Stored dataset items
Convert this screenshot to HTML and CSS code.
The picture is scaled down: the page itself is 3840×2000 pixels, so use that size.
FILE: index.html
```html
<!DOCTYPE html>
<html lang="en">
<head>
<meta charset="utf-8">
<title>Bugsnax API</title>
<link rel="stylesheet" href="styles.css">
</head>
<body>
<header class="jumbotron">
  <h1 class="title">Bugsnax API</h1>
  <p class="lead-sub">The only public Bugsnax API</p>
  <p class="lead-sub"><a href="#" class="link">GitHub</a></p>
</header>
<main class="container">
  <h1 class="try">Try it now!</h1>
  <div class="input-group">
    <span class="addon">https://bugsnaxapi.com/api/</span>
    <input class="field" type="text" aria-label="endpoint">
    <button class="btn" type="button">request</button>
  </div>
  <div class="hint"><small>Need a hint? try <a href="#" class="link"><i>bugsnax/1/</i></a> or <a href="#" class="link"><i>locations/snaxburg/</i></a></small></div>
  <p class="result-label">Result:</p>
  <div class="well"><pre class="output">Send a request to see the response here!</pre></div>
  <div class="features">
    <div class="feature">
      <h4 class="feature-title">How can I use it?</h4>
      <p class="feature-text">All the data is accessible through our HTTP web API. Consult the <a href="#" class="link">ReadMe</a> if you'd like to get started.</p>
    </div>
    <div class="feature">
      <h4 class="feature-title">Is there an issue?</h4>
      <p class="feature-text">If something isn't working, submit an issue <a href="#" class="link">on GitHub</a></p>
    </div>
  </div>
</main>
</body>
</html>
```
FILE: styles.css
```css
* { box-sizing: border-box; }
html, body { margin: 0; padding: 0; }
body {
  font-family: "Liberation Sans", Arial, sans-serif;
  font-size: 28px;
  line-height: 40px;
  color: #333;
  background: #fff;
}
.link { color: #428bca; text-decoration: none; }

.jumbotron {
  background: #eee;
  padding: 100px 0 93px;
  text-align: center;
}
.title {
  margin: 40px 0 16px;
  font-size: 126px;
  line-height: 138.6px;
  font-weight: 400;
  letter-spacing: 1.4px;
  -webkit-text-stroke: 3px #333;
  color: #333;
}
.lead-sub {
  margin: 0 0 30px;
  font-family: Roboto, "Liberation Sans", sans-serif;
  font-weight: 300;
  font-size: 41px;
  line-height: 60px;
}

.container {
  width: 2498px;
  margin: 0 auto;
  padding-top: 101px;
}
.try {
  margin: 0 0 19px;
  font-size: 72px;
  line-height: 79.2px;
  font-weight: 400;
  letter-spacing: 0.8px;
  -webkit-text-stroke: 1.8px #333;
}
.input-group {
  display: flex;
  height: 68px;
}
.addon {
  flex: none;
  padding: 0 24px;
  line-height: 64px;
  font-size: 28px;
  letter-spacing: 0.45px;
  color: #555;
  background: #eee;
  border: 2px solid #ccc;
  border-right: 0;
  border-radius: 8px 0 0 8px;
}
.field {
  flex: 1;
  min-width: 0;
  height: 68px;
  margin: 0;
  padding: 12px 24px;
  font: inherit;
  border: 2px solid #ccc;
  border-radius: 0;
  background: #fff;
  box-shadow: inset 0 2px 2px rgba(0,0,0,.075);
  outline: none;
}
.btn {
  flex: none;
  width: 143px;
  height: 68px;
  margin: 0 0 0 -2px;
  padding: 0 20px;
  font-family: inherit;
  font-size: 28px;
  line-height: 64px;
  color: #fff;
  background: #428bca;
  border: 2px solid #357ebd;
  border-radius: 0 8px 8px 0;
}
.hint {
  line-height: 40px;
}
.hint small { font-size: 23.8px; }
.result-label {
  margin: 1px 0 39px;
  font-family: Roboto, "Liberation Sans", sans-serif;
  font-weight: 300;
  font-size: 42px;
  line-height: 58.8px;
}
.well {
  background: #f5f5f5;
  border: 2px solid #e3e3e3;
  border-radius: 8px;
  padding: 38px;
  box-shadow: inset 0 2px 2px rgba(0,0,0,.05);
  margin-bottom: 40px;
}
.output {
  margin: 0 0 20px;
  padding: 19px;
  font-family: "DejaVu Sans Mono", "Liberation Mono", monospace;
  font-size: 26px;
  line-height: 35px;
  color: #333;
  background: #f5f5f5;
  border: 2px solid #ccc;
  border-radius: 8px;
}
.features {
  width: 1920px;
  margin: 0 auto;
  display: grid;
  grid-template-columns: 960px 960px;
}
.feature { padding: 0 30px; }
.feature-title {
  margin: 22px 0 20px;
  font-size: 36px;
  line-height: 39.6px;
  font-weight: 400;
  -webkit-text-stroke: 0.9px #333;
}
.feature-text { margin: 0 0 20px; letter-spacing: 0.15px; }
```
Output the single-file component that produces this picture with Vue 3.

_Stated task_
Write out every entry above, word for word.

_Finished exercise_
Convert this screenshot to HTML and CSS code.
The picture is scaled down: the page itself is 3840×2000 pixels, so use that size.
FILE: index.html
```html
<!DOCTYPE html>
<html lang="en">
<head>
<meta charset="utf-8">
<title>Bugsnax API</title>
<link rel="stylesheet" href="styles.css">
</head>
<body>
<header class="jumbotron">
  <h1 class="title">Bugsnax API</h1>
  <p class="lead-sub">The only public Bugsnax API</p>
  <p class="lead-sub"><a href="#" class="link">GitHub</a></p>
</header>
<main class="container">
  <h1 class="try">Try it now!</h1>
  <div class="input-group">
    <span class="addon">https://bugsnaxapi.com/api/</span>
    <input class="field" type="text" aria-label="endpoint">
    <button class="btn" type="button">request</button>
  </div>
  <div class="hint"><small>Need a hint? try <a href="#" class="link"><i>bugsnax/1/</i></a> or <a href="#" class="link"><i>locations/snaxburg/</i></a></small></div>
  <p class="result-label">Result:</p>
  <div class="well"><pre class="output">Send a request to see the response here!</pre></div>
  <div class="features">
    <div class="feature">
      <h4 class="feature-title">How can I use it?</h4>
      <p class="feature-text">All the data is accessible through our HTTP web API. Consult the <a href="#" class="link">ReadMe</a> if you'd like to get started.</p>
    </div>
    <div class="feature">
      <h4 class="feature-title">Is there an issue?</h4>
      <p class="feature-text">If something isn't working, submit an issue <a href="#" class="link">on GitHub</a></p>
    </div>
  </div>
</main>
</body>
</html>
```
FILE: styles.css
```css
* { box-sizing: border-box; }
html, body { margin: 0; padding: 0; }
body {
  font-family: "Liberation Sans", Arial, sans-serif;
  font-size: 28px;
  line-height: 40px;
  color: #333;
  background: #fff;
}
.link { color: #428bca; text-decoration: none; }

.jumbotron {
  background: #eee;
  padding: 100px 0 93px;
  text-align: center;
}
.title {
  margin: 40px 0 16px;
  font-size: 126px;
  line-height: 138.6px;
  font-weight: 400;
  letter-spacing: 1.4px;
  -webkit-text-stroke: 3px #333;
  color: #333;
}
.lead-sub {
  margin: 0 0 30px;
  font-family: Roboto, "Liberation Sans", sans-serif;
  font-weight: 300;
  font-size: 41px;
  line-height: 60px;
}

.container {
  width: 2498px;
  margin: 0 auto;
  padding-top: 101px;
}
.try {
  margin: 0 0 19px;
  font-size: 72px;
  line-height: 79.2px;
  font-weight: 400;
  letter-spacing: 0.8px;
  -webkit-text-stroke: 1.8px #333;
}
.input-group {
  display: flex;
  height: 68px;
}
.addon {
  flex: none;
  padding: 0 24px;
  line-height: 64px;
  font-size: 28px;
  letter-spacing: 0.45px;
  color: #555;
  background: #eee;
  border: 2px solid #ccc;
  border-right: 0;
  border-radius: 8px 0 0 8px;
}
.field {
  flex: 1;
  min-width: 0;
  height: 68px;
  margin: 0;
  padding: 12px 24px;
  font: inherit;
  border: 2px solid #ccc;
  border-radius: 0;
  background: #fff;
  box-shadow: inset 0 2px 2px rgba(0,0,0,.075);
  outline: none;
}
.btn {
  flex: none;
  width: 143px;
  height: 68px;
  margin: 0 0 0 -2px;
  padding: 0 20px;
  font-family: inherit;
  font-size: 28px;
  line-height: 64px;
  color: #fff;
  background: #428bca;
  border: 2px solid #357ebd;
  border-radius: 0 8px 8px 0;
}
.hint {
  line-height: 40px;
}
.hint small { font-size: 23.8px; }
.result-label {
  margin: 1px 0 39px;
  font-family: Roboto, "Liberation Sans", sans-serif;
  font-weight: 300;
  font-size: 42px;
  line-height: 58.8px;
}
.well {
  background: #f5f5f5;
  border: 2px solid #e3e3e3;
  border-radius: 8px;
  padding: 38px;
  box-shadow: inset 0 2px 2px rgba(0,0,0,.05);
  margin-bottom: 40px;
}
.output {
  margin: 0 0 20px;
  padding: 19px;
  font-family: "DejaVu Sans Mono", "Liberation Mono", monospace;
  font-size: 26px;
  line-height: 35px;
  color: #333;
  background: #f5f5f5;
  border: 2px solid #ccc;
  border-radius: 8px;
}
.features {
  width: 1920px;
  margin: 0 auto;
  display: grid;
  grid-template-columns: 960px 960px;
}
.feature { padding: 0 30px; }
.feature-title {
  margin: 22px 0 20px;
  font-size: 36px;
  line-height: 39.6px;
  font-weight: 400;
  -webkit-text-stroke: 0.9px #333;
}
.feature-text { margin: 0 0 20px; letter-spacing: 0.15px; }
```
Output the single-file component that produces this picture with Vue 3.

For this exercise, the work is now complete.